§ WRITTEN INSTRUCTION
Find the lines holding the word "React" and collect them.

--- start of DATASET EXCERPT ---

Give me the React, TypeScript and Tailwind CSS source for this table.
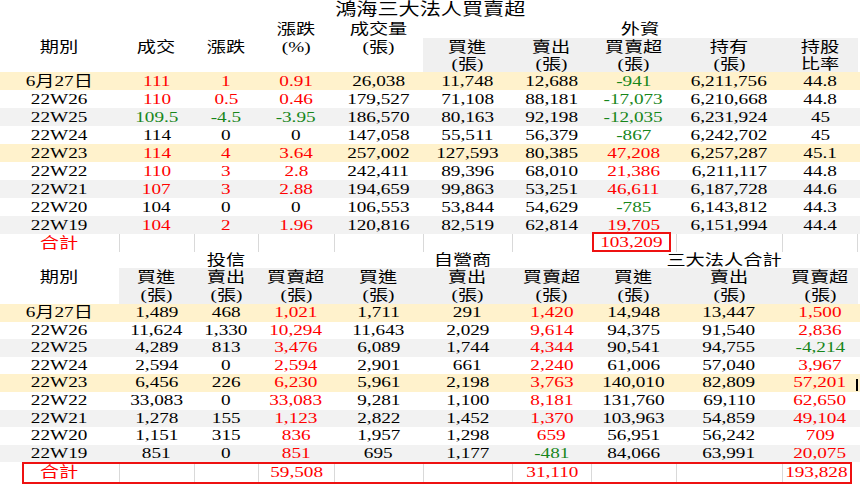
import React from "react";

const GRID =
  "grid grid-cols-[119px_75px_64px_76px_89px_89px_79px_85px_106px_76px]";

const RED = "text-[#ff0000]";
const GREEN = "text-[#17861a]";

const rowBg = [
  "bg-[#fff2cc]",
  "bg-white",
  "bg-[#f2f2f2]",
  "bg-white",
  "bg-[#fff2cc]",
  "bg-white",
  "bg-[#f2f2f2]",
  "bg-white",
  "bg-[#f2f2f2]",
];

const Txt: React.FC<{ children?: React.ReactNode; className?: string }> = ({
  children,
  className = "",
}) => (
  <span className={`inline-block whitespace-nowrap scale-x-[1.28] ${className}`}>
    {children}
  </span>
);

const signTone = (v: string) =>
  v.startsWith("-") ? GREEN : v === "0" ? "text-black" : RED;

// 期別, 成交, 漲跌, 漲跌%, 成交量, 外資 買進, 賣出, 買賣超, 持有, 持股比率
const foreign = [
  ["6月27日", "111", "1", "0.91", "26,038", "11,748", "12,688", "-941", "6,211,756", "44.8"],
  ["22W26", "110", "0.5", "0.46", "179,527", "71,108", "88,181", "-17,073", "6,210,668", "44.8"],
  ["22W25", "109.5", "-4.5", "-3.95", "186,570", "80,163", "92,198", "-12,035", "6,231,924", "45"],
  ["22W24", "114", "0", "0", "147,058", "55,511", "56,379", "-867", "6,242,702", "45"],
  ["22W23", "114", "4", "3.64", "257,002", "127,593", "80,385", "47,208", "6,257,287", "45.1"],
  ["22W22", "110", "3", "2.8", "242,411", "89,396", "68,010", "21,386", "6,211,117", "44.8"],
  ["22W21", "107", "3", "2.88", "194,659", "99,863", "53,251", "46,611", "6,187,728", "44.6"],
  ["22W20", "104", "0", "0", "106,553", "53,844", "54,629", "-785", "6,143,812", "44.3"],
  ["22W19", "104", "2", "1.96", "120,816", "82,519", "62,814", "19,705", "6,151,994", "44.4"],
];

// 期別, 投信 買進/賣出/買賣超, 自營商 買進/賣出/買賣超, 三大法人 買進/賣出/買賣超
const others = [
  ["6月27日", "1,489", "468", "1,021", "1,711", "291", "1,420", "14,948", "13,447", "1,500"],
  ["22W26", "11,624", "1,330", "10,294", "11,643", "2,029", "9,614", "94,375", "91,540", "2,836"],
  ["22W25", "4,289", "813", "3,476", "6,089", "1,744", "4,344", "90,541", "94,755", "-4,214"],
  ["22W24", "2,594", "0", "2,594", "2,901", "661", "2,240", "61,006", "57,040", "3,967"],
  ["22W23", "6,456", "226", "6,230", "5,961", "2,198", "3,763", "140,010", "82,809", "57,201"],
  ["22W22", "33,083", "0", "33,083", "9,281", "1,100", "8,181", "131,760", "69,110", "62,650"],
  ["22W21", "1,278", "155", "1,123", "2,822", "1,452", "1,370", "103,963", "54,859", "49,104"],
  ["22W20", "1,151", "315", "836", "1,957", "1,298", "659", "56,951", "56,242", "709"],
  ["22W19", "851", "0", "851", "695", "1,177", "-481", "84,066", "63,991", "20,075"],
];

const Head2: React.FC<{ a?: string; b?: string; gray?: boolean; hb?: string }> = ({
  a,
  b,
  gray,
  hb = "h-[16px] leading-[16px]",
}) => (
  <div className={`row-span-2 flex flex-col items-center ${gray ? "bg-[#f0f0f0]" : ""}`}>
    <div className="h-[18px] leading-[18px]">{a && <Txt>{a}</Txt>}</div>
    <div className={hb}>{b && <Txt>{b}</Txt>}</div>
  </div>
);

const App: React.FC = () => {
  return (
    <div
      className="w-[860px] h-[484px] overflow-hidden bg-white text-black text-[15px]"
      style={{ fontFamily: '"Liberation Serif", "Noto Sans CJK TC", serif' }}
    >
      {/* title */}
      <div className="h-[20px] leading-[20px] text-center text-[16.5px]">
        <Txt>鴻海三大法人買賣超</Txt>
      </div>

      {/* 外資 header */}
      <div className={`${GRID} grid-rows-[18px_18px_16px]`}>
        <div className="row-span-3 flex flex-col items-center">
          <div className="h-[18px]" />
          <div className="h-[18px] leading-[18px]"><Txt>期別</Txt></div>
        </div>
        <div className="row-span-3 flex flex-col items-center">
          <div className="h-[18px]" />
          <div className="h-[18px] leading-[18px]"><Txt>成交</Txt></div>
        </div>
        <div className="row-span-3 flex flex-col items-center">
          <div className="h-[18px]" />
          <div className="h-[18px] leading-[18px]"><Txt>漲跌</Txt></div>
        </div>
        <div className="row-span-3 flex flex-col items-center">
          <div className="h-[18px] leading-[18px]"><Txt>漲跌</Txt></div>
          <div className="h-[18px] leading-[18px]"><Txt>(%)</Txt></div>
        </div>
        <div className="row-span-3 flex flex-col items-center">
          <div className="h-[18px] leading-[18px]"><Txt>成交量</Txt></div>
          <div className="h-[18px] leading-[18px]"><Txt>(張)</Txt></div>
        </div>
        <div className="col-span-5 h-[18px] leading-[18px] text-center">
          <Txt>外資</Txt>
        </div>
        <Head2 a="買進" b="(張)" gray />
        <Head2 a="賣出" b="(張)" gray />
        <Head2 a="買賣超" b="(張)" gray />
        <Head2 a="持有" b="(張)" gray />
        <Head2 a="持股" b="比率" gray />
      </div>

      {/* 外資 rows */}
      {foreign.map((r, i) => {
        const trend = signTone(r[2]);
        return (
          <div key={r[0]} className={`${GRID} h-[18px] leading-[18px] text-center ${rowBg[i]}`}>
            {r.map((v, j) => {
              const cls =
                j >= 1 && j <= 3 ? trend : j === 7 ? signTone(v) : "text-black";
              return (
                <div key={j}>
                  <Txt className={cls}>{v}</Txt>
                </div>
              );
            })}
          </div>
        );
      })}

      {/* 外資 total */}
      <div className={`${GRID} h-[18px] leading-[18px] text-center`}>
        <div className={RED}><Txt>合計</Txt></div>
        <div className="border-l border-[#d9d9d9]" />
        <div className="border-l border-[#d9d9d9]" />
        <div className="border-l border-[#d9d9d9]" />
        <div className="border-l border-[#d9d9d9]" />
        <div className="border-l border-[#d9d9d9]" />
        <div className="border-l border-[#d9d9d9]" />
        <div className="flex">
          <div className={`ml-[1px] -mt-[2px] h-[20px] w-[79px] leading-[16px] border-2 border-[#ee1111] ${RED}`}>
            <Txt>103,209</Txt>
          </div>
        </div>
        <div className="border-l border-[#d9d9d9]" />
        <div className="border-l border-r border-[#d9d9d9]" />
      </div>

      {/* 投信 / 自營商 / 三大法人 header */}
      <div className={`${GRID} grid-rows-[16px_18px_18px]`}>
        <div className="row-span-3 flex flex-col items-center">
          <div className="h-[16px]" />
          <div className="h-[18px] leading-[18px]"><Txt>期別</Txt></div>
        </div>
        <div className="col-span-3 h-[16px] leading-[16px] text-center"><Txt>投信</Txt></div>
        <div className="col-span-3 h-[16px] leading-[16px] text-center"><Txt>自營商</Txt></div>
        <div className="col-span-3 h-[16px] leading-[16px] text-center"><Txt>三大法人合計</Txt></div>
        {["買進", "賣出", "買賣超", "買進", "賣出", "買賣超", "買進", "賣出", "買賣超"].map((h, i) => (
          <Head2 key={i} a={h} b="(張)" gray hb="h-[18px] leading-[18px]" />
        ))}
      </div>

      {/* 投信 rows */}
      {others.map((r, i) => (
        <div key={r[0]} className={`${GRID} h-[17.6px] leading-[17.6px] text-center ${rowBg[i]}`}>
          {r.map((v, j) => {
            const cls = j === 3 || j === 6 || j === 9 ? signTone(v) : "text-black";
            return (
              <div key={j} className={j === 9 && i === 4 ? "relative" : ""}>
                <Txt className={cls}>{v}</Txt>
                {j === 9 && i === 4 && (
                  <div className="absolute right-0 top-[5px] h-[12px] w-[2px] bg-black" />
                )}
              </div>
            );
          })}
        </div>
      ))}

      {/* bottom total */}
      <div className={`${GRID} relative h-[21.6px] leading-[20px] text-center ${RED}`}>
        <div><Txt>合計</Txt></div>
        <div className="border-l border-[#d9d9d9]" />
        <div className="border-l border-[#d9d9d9]" />
        <div className="border-l border-[#d9d9d9]"><Txt>59,508</Txt></div>
        <div className="border-l border-[#d9d9d9]" />
        <div className="border-l border-[#d9d9d9]" />
        <div className="border-l border-[#d9d9d9]"><Txt>31,110</Txt></div>
        <div className="border-l border-[#d9d9d9]" />
        <div className="border-l border-[#d9d9d9]" />
        <div className="border-l border-[#d9d9d9] pr-[8px]"><Txt>193,828</Txt></div>
        <div className="absolute left-[22px] right-[8px] top-0 bottom-0 border-2 border-[#ee1111]" />
      </div>
    </div>
  );
};

export default App;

--- end of DATASET EXCERPT ---

§ WORKED SOLUTION
Give me the React, TypeScript and Tailwind CSS source for this table.
import React from "react";
const Txt: React.FC<{ children?: React.ReactNode; className?: string }> = ({
const Head2: React.FC<{ a?: string; b?: string; gray?: boolean; hb?: string }> = ({
const App: React.FC = () => {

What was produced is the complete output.